I chose Dracula as my horror book (combining w/'Read a book adapted into a movie. Watch the movie. Debate which is better.') for my 2016 (Blended) Reading Challenge. This also counts as a TBR book (to be read – a book I already own but haven't read), and since I never finished my 50 Book Challenge for last year, I'm totally double-dipping and counting this as the 'book more than 100 years old'.


Dracula


Once again, I find myself looking at all the 5-star reviews a 'classic' has gained and wondering why? I've realized that when it comes to classics, I'm like those people who don't 'get' The Beatles and wonder why everyone else in the world screams & swoons over them. (Disclaimer: Of course I absolutely adore The Beatles, but now I get how those odd, random non-fans feel.) I should also share that since I am actively working on one epistolary novel with a vampire character and have an idea for a different vampire-centric novel, I was especially interested in this most famous, defining, & beloved vampire novel. I took mental notes. I paid extra attention. I still came away with an overwhelming feeling of Meh.

The first half of the novel just dragged on so very slowly for me. I mean, it took me a full month to read this book, and the last half (where it finally picked up for me) in only two or three days. It just didn't hook me at all, and had I not already known of its infamy and had active reasons to study the novel, I probably wouldn't have even bothered finishing it. The setting was described well and fully conveyed the imposing, gothic enigma of a castle; I have a personal soft-spot for epistolaries; I've been studying vampires and wanted to learn all I could about the original novel & movie sources; questions were brought up to which I really wanted answers.

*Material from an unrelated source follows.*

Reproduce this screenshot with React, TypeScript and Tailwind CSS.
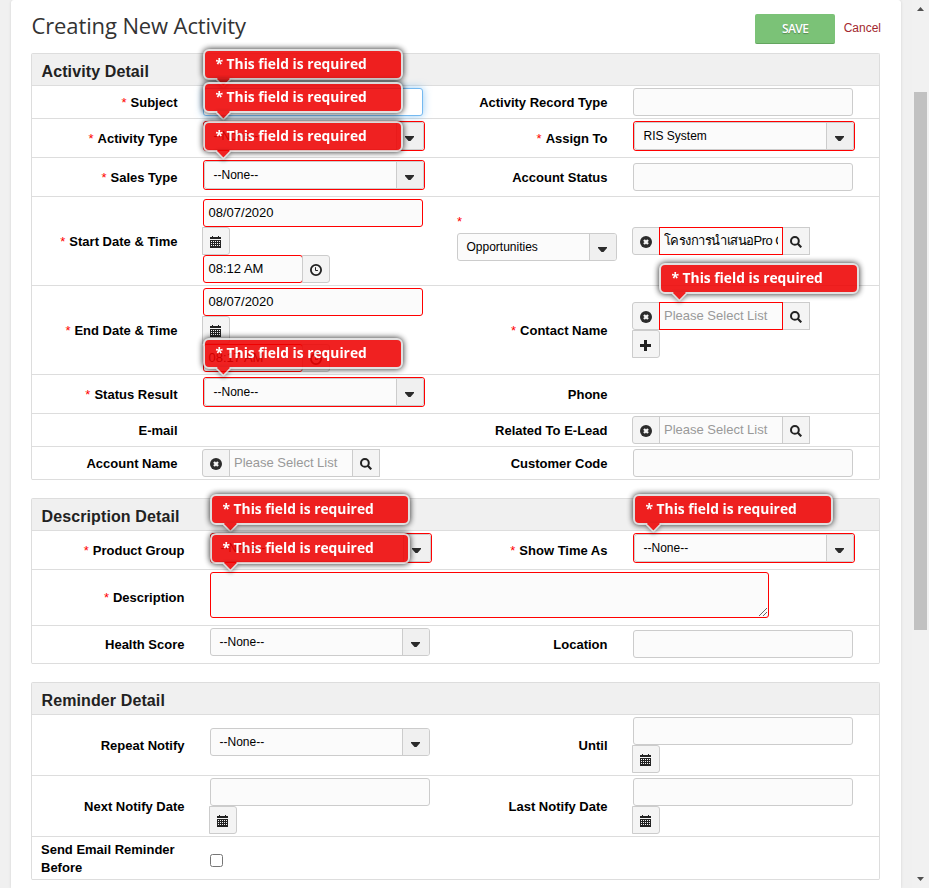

But it was a surprising bore. The pacing was too slow, the male characters all sounded the same unless steeped in stereotyped dialects &/or clichés (similarly, everyone described Dracula/Lucy/Mina using the exact same terms), it was heavy-handed with sexism (I give a reluctant 'pass' for the time frame and the strength that the character Mina was written with, “man-brain” and all -cringe-). For me, it finally picked up once people actually started being victimized/dying, and that was really the highlight of the whole thing. And really, it was more the descriptions of the vampiric feeding on others, or what they looked like at various times, that were the stand-outs of the book.

Towards the end, a lot of tension is built up and just...goes absolutely nowhere. I'm trying to recall if I've ever read a book with so much lead-up and so little follow-through. How to avoid spoilers? Tension...tension...tension...look at all this foreshadowing...overwhelming evil & strength...just kidding, let's go home.

Two stars given for endurance and sparking a huge and awesome genre, and an extra star given for the vivid descriptions and well-done epistolary timeline. IMO, that's pretty generous.